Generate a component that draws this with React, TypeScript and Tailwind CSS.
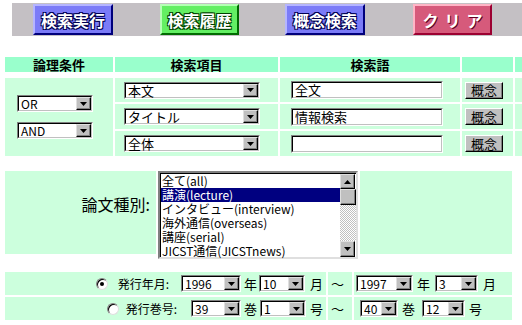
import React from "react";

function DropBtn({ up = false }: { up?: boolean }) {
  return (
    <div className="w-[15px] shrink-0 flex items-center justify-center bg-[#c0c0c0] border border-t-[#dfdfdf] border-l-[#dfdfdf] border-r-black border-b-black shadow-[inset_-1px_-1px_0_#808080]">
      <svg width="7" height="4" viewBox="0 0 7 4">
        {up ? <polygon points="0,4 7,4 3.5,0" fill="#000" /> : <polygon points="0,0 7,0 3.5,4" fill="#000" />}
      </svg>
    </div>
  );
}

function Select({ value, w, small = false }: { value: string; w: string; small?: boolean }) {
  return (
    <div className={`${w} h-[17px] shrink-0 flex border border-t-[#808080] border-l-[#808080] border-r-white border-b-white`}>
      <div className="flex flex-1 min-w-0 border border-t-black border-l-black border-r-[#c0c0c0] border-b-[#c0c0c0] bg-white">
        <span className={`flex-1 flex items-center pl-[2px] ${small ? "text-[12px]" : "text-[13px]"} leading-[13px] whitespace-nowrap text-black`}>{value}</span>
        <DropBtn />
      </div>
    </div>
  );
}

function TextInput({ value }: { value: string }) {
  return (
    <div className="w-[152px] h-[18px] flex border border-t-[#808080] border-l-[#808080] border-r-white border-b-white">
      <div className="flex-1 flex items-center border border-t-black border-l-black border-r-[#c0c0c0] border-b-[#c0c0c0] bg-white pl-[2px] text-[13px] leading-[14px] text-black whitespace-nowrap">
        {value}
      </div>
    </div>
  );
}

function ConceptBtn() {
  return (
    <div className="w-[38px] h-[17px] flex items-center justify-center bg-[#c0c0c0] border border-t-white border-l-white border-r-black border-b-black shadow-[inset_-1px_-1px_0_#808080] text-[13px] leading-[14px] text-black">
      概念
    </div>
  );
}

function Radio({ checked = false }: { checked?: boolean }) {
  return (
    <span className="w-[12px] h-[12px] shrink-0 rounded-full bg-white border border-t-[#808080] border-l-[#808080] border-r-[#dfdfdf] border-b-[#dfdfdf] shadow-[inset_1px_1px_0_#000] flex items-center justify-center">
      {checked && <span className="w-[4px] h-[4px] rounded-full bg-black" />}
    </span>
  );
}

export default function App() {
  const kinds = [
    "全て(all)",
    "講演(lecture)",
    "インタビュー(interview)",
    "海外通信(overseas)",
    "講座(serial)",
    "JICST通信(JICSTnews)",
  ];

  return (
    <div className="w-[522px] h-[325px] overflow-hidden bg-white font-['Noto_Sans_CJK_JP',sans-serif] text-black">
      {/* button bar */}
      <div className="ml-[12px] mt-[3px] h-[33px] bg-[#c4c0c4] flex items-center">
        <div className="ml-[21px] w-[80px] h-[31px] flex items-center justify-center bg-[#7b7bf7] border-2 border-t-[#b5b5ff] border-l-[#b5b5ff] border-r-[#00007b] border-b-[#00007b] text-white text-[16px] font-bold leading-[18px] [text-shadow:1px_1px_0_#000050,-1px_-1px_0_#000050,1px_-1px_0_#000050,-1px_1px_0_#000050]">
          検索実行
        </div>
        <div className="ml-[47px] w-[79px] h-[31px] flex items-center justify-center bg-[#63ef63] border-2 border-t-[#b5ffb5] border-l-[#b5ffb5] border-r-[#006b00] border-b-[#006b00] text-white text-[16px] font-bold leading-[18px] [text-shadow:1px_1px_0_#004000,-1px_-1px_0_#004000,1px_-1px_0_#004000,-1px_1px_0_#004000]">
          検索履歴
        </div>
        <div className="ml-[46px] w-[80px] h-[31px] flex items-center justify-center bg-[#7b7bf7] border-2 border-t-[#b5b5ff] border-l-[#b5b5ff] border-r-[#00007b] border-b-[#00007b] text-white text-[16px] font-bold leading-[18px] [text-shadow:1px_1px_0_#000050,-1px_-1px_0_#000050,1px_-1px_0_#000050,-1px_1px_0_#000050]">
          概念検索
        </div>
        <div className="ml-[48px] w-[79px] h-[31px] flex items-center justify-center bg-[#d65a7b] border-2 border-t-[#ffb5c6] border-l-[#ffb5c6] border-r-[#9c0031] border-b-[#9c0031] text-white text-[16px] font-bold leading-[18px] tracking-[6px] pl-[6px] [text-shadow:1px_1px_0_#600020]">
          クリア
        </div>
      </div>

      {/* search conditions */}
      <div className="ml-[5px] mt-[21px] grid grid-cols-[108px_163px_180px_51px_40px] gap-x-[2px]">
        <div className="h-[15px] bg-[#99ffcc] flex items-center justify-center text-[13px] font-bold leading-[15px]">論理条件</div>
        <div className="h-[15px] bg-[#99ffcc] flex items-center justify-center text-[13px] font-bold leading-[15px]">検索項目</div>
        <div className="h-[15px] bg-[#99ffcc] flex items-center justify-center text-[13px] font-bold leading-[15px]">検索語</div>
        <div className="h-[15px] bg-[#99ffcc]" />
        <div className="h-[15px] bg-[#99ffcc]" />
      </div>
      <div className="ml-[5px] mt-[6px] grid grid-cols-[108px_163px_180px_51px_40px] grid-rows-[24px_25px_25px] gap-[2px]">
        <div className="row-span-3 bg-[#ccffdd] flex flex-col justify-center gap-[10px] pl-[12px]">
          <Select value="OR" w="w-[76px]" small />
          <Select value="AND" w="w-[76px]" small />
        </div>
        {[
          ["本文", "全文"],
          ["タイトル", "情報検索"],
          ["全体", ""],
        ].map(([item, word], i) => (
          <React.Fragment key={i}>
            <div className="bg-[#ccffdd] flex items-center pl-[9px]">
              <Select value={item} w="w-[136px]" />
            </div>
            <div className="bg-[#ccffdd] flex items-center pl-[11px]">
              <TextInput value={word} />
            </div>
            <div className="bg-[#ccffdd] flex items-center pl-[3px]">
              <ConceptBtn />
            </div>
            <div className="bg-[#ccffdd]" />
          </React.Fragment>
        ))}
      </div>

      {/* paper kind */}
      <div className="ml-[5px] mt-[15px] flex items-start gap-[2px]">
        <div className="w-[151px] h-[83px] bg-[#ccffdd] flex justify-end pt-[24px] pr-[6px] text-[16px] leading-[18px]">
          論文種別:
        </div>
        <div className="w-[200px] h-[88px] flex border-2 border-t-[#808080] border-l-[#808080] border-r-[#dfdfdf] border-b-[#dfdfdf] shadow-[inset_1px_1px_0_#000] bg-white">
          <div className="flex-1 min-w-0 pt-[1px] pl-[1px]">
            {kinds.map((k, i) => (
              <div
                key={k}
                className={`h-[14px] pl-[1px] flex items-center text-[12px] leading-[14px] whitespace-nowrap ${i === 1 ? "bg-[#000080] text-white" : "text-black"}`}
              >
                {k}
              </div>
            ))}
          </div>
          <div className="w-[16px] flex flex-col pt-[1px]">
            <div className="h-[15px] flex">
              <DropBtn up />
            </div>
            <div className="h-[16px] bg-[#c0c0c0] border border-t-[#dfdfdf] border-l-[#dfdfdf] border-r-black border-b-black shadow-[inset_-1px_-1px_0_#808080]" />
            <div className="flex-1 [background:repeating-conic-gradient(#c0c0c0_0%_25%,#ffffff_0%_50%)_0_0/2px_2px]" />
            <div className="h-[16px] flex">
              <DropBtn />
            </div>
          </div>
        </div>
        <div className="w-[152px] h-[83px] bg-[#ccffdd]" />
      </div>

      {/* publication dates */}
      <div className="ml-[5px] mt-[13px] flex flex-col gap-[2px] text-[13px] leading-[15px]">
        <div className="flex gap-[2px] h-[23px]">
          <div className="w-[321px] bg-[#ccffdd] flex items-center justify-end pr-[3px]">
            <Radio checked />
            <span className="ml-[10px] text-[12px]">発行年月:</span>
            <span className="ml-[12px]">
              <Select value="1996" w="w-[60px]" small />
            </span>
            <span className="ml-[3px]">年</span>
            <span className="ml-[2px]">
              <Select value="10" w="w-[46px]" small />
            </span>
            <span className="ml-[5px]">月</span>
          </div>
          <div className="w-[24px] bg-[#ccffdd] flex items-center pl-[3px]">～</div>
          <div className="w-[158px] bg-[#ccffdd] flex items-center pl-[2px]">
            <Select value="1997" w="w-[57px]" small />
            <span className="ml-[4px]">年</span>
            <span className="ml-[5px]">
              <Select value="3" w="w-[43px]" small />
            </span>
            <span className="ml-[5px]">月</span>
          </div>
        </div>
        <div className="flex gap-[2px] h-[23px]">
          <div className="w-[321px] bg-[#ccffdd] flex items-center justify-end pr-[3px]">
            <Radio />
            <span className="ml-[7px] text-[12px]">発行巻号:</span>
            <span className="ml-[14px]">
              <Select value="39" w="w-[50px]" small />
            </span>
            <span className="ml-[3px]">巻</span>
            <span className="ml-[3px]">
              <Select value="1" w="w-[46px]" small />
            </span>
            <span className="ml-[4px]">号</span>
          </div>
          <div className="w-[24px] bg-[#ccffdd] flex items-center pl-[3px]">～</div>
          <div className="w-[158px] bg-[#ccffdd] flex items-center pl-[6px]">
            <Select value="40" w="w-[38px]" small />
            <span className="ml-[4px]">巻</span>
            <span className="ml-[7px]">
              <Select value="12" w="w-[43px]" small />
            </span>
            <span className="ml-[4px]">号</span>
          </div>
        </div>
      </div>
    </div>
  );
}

## WORK REQUIRED
Exactly as they appear, print the lines of the listing above from its first line through the line that contains "import React from", minus the pictures.

## FINAL ANSWER
Generate a component that draws this with React, TypeScript and Tailwind CSS.
import React from "react";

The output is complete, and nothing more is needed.